══ Collected material
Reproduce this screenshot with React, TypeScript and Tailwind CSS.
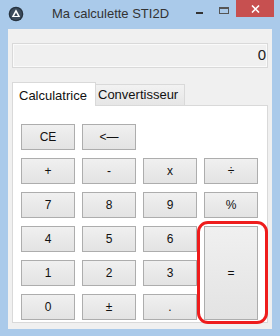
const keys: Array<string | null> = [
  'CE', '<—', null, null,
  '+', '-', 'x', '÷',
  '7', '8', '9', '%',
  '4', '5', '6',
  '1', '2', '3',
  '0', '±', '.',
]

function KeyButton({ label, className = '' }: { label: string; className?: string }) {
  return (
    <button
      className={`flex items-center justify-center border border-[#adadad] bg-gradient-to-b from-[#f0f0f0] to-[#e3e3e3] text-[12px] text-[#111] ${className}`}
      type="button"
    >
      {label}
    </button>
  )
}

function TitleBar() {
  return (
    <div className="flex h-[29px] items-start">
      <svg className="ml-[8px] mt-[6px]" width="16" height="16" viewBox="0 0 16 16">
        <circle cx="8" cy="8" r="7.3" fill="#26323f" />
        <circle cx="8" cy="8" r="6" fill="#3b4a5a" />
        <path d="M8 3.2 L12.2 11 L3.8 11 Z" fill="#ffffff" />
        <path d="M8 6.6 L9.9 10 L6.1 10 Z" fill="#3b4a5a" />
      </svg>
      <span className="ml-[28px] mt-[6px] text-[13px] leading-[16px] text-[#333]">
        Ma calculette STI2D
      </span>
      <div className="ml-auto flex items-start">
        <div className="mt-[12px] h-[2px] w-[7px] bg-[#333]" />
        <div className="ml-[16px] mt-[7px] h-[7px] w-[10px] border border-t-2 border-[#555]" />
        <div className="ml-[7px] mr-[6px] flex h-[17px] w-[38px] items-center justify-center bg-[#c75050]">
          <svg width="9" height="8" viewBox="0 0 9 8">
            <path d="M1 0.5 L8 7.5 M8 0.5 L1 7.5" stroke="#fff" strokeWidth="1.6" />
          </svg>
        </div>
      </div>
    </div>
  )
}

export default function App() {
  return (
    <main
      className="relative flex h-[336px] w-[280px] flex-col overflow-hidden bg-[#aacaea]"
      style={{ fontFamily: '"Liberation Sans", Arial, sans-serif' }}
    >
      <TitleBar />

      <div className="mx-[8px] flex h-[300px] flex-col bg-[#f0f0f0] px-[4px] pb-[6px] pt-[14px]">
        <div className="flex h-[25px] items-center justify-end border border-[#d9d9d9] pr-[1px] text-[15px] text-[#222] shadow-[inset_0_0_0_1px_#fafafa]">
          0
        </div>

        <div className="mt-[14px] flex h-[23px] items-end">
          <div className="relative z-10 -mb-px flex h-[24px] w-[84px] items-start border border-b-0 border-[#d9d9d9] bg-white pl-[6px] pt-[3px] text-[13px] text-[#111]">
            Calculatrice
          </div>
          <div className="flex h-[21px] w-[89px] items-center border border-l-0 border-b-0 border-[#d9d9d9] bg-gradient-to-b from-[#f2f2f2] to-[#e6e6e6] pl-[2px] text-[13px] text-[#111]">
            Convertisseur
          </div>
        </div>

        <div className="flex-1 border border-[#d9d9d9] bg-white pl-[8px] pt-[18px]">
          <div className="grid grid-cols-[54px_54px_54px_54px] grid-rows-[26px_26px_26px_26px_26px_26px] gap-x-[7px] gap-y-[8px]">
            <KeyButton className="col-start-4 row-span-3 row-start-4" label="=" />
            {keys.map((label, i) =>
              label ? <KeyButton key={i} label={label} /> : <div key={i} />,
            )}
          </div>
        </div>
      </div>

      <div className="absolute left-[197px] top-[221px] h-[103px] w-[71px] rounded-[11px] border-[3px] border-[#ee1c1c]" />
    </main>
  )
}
════
◆ **Task prompt**
Would you set down the listing exactly, omitting pictures?

◆ **Task output**
Reproduce this screenshot with React, TypeScript and Tailwind CSS.
const keys: Array<string | null> = [
  'CE', '<—', null, null,
  '+', '-', 'x', '÷',
  '7', '8', '9', '%',
  '4', '5', '6',
  '1', '2', '3',
  '0', '±', '.',
]

function KeyButton({ label, className = '' }: { label: string; className?: string }) {
  return (
    <button
      className={`flex items-center justify-center border border-[#adadad] bg-gradient-to-b from-[#f0f0f0] to-[#e3e3e3] text-[12px] text-[#111] ${className}`}
      type="button"
    >
      {label}
    </button>
  )
}

function TitleBar() {
  return (
    <div className="flex h-[29px] items-start">
      <svg className="ml-[8px] mt-[6px]" width="16" height="16" viewBox="0 0 16 16">
        <circle cx="8" cy="8" r="7.3" fill="#26323f" />
        <circle cx="8" cy="8" r="6" fill="#3b4a5a" />
        <path d="M8 3.2 L12.2 11 L3.8 11 Z" fill="#ffffff" />
        <path d="M8 6.6 L9.9 10 L6.1 10 Z" fill="#3b4a5a" />
      </svg>
      <span className="ml-[28px] mt-[6px] text-[13px] leading-[16px] text-[#333]">
        Ma calculette STI2D
      </span>
      <div className="ml-auto flex items-start">
        <div className="mt-[12px] h-[2px] w-[7px] bg-[#333]" />
        <div className="ml-[16px] mt-[7px] h-[7px] w-[10px] border border-t-2 border-[#555]" />
        <div className="ml-[7px] mr-[6px] flex h-[17px] w-[38px] items-center justify-center bg-[#c75050]">
          <svg width="9" height="8" viewBox="0 0 9 8">
            <path d="M1 0.5 L8 7.5 M8 0.5 L1 7.5" stroke="#fff" strokeWidth="1.6" />
          </svg>
        </div>
      </div>
    </div>
  )
}

export default function App() {
  return (
    <main
      className="relative flex h-[336px] w-[280px] flex-col overflow-hidden bg-[#aacaea]"
      style={{ fontFamily: '"Liberation Sans", Arial, sans-serif' }}
    >
      <TitleBar />

      <div className="mx-[8px] flex h-[300px] flex-col bg-[#f0f0f0] px-[4px] pb-[6px] pt-[14px]">
        <div className="flex h-[25px] items-center justify-end border border-[#d9d9d9] pr-[1px] text-[15px] text-[#222] shadow-[inset_0_0_0_1px_#fafafa]">
          0
        </div>

        <div className="mt-[14px] flex h-[23px] items-end">
          <div className="relative z-10 -mb-px flex h-[24px] w-[84px] items-start border border-b-0 border-[#d9d9d9] bg-white pl-[6px] pt-[3px] text-[13px] text-[#111]">
            Calculatrice
          </div>
          <div className="flex h-[21px] w-[89px] items-center border border-l-0 border-b-0 border-[#d9d9d9] bg-gradient-to-b from-[#f2f2f2] to-[#e6e6e6] pl-[2px] text-[13px] text-[#111]">
            Convertisseur
          </div>
        </div>

        <div className="flex-1 border border-[#d9d9d9] bg-white pl-[8px] pt-[18px]">
          <div className="grid grid-cols-[54px_54px_54px_54px] grid-rows-[26px_26px_26px_26px_26px_26px] gap-x-[7px] gap-y-[8px]">
            <KeyButton className="col-start-4 row-span-3 row-start-4" label="=" />
            {keys.map((label, i) =>
              label ? <KeyButton key={i} label={label} /> : <div key={i} />,
            )}
          </div>
        </div>
      </div>

      <div className="absolute left-[197px] top-[221px] h-[103px] w-[71px] rounded-[11px] border-[3px] border-[#ee1c1c]" />
    </main>
  )
}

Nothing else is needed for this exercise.